On last week's episode of Keeping Up with the Kardashians, the SKIMS founder broke down in tears over the marriage. "I just, like, honestly can't do this anymore," she told sisters Khloé and Kourtney Kardashian and Kendall and Kylie Jenner. "Why am I still in this, like, place where I'm stuck? For years. Like, he goes and moves to a different state every year. I have to be, like, together, so I can raise the kids, you know? He's an amazing dad. He's done an amazing job."

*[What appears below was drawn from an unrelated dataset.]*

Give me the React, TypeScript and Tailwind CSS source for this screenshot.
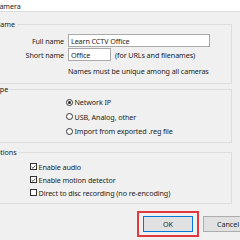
import React from "react";

const font = { fontFamily: '"Noto Sans", "Open Sans", sans-serif' };

function Radio({ checked, label }: { checked?: boolean; label: string }) {
  return (
    <div className="flex items-center h-[14.5px] pl-[79px]">
      <div className="w-[7px] h-[7px] rounded-full border border-[#333] bg-white flex items-center justify-center shrink-0">
        {checked && <div className="w-[3px] h-[3px] rounded-full bg-[#222]" />}
      </div>
      <span className="ml-[1.5px] whitespace-nowrap">{label}</span>
    </div>
  );
}

function Check({ checked, label }: { checked?: boolean; label: string }) {
  return (
    <div className="flex items-center h-[13px] pl-[43px]">
      <div className="w-[7px] h-[7px] border border-[#333] bg-white flex items-center justify-center shrink-0">
        {checked && (
          <svg width="6" height="6" viewBox="0 0 6 6">
            <path d="M0.8 3 L2.4 4.6 L5.2 1.2" stroke="#222" strokeWidth="0.9" fill="none" />
          </svg>
        )}
      </div>
      <span className="ml-[1.5px] whitespace-nowrap">{label}</span>
    </div>
  );
}

function Group({
  title,
  labelClass,
  className,
  children,
}: {
  title: string;
  labelClass: string;
  className?: string;
  children: React.ReactNode;
}) {
  return (
    <div className={"relative border border-[#dcdcdc] ml-[-14px] mr-[8px] " + (className ?? "")}>
      <span className={"absolute top-[-6px] bg-[#f0f0f0] pr-[2px] leading-[10px] whitespace-nowrap " + labelClass}>{title}</span>
      {children}
    </div>
  );
}

export default function App() {
  return (
    <div className="w-[240px] h-[240px] overflow-hidden bg-[#f0f0f0] text-[7.2px] tracking-[-0.1px] text-[#1e1e1e] leading-[10px]" style={font}>
      <div className="h-[12px] bg-white border-b border-[#dcdcdc] flex items-center ml-[-5px]">
        <span className="whitespace-nowrap">Camera</span>
      </div>
      <Group title="Name" labelClass="left-[8px]" className="mt-[12px] h-[60px]">
        <div className="pt-[9px] flex flex-col gap-[1px]">
          <div className="flex items-center h-[13px]">
            <span className="w-[77px] text-right whitespace-nowrap">Full name</span>
            <div className="ml-[4px] w-[142px] h-[13px] bg-white border border-[#aaa] flex items-center pl-[2px] whitespace-nowrap">Learn CCTV Office</div>
          </div>
          <div className="flex items-center h-[13px]">
            <span className="w-[77px] text-right whitespace-nowrap">Short name</span>
            <div className="ml-[4px] w-[43px] h-[13px] bg-white border border-[#aaa] flex items-center pl-[2px]">Office</div>
            <span className="ml-[4px] whitespace-nowrap">(for URLs and filenames)</span>
          </div>
          <div className="pl-[81px] mt-[4px] whitespace-nowrap">Names must be unique among all cameras</div>
        </div>
      </Group>
      <Group title="Type" labelClass="left-[5.5px]" className="mt-[5px] h-[54px]">
        <div className="pt-[5px]">
          <Radio checked label="Network IP" />
          <Radio label="USB, Analog, other" />
          <Radio label="Import from exported .reg file" />
        </div>
      </Group>
      <Group title="Options" labelClass="left-[3.5px]" className="mt-[9px] h-[52px]">
        <div className="pt-[7px]">
          <Check checked label="Enable audio" />
          <Check checked label="Enable motion detector" />
          <Check label="Direct to disc recording (no re-encoding)" />
        </div>
      </Group>
      <div className="flex items-start mt-[7px] pl-[137px] gap-[4px]">
        <div className="w-[62px] h-[26px] border-2 border-[#e0393e] px-[4px] pt-[3px] shrink-0">
          <div className="w-[50px] h-[16px] bg-[#e1e1e1] border border-[#0078d7] flex items-center justify-center">OK</div>
        </div>
        <div className="mt-[5px] w-[50px] h-[16px] bg-[#e1e1e1] border border-[#adadad] flex items-center justify-center shrink-0">Cancel</div>
      </div>
    </div>
  );
}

Kim added that West's attachment to Wyoming, where they purchased a multi-million dollar ranch in 2019, further strained the marriage. "I think he deserves someone that can go support his every move, and go follow him all over the place and move to Wyoming," she told her sisters. "I can't do that. He should have a wife that supports his every move and travels with him and does everything, and I can't. I feel like a failure that it's, like, a third marriage. Yeah, I feel like a loser. But I can't even think about that. Like, I want to be happy."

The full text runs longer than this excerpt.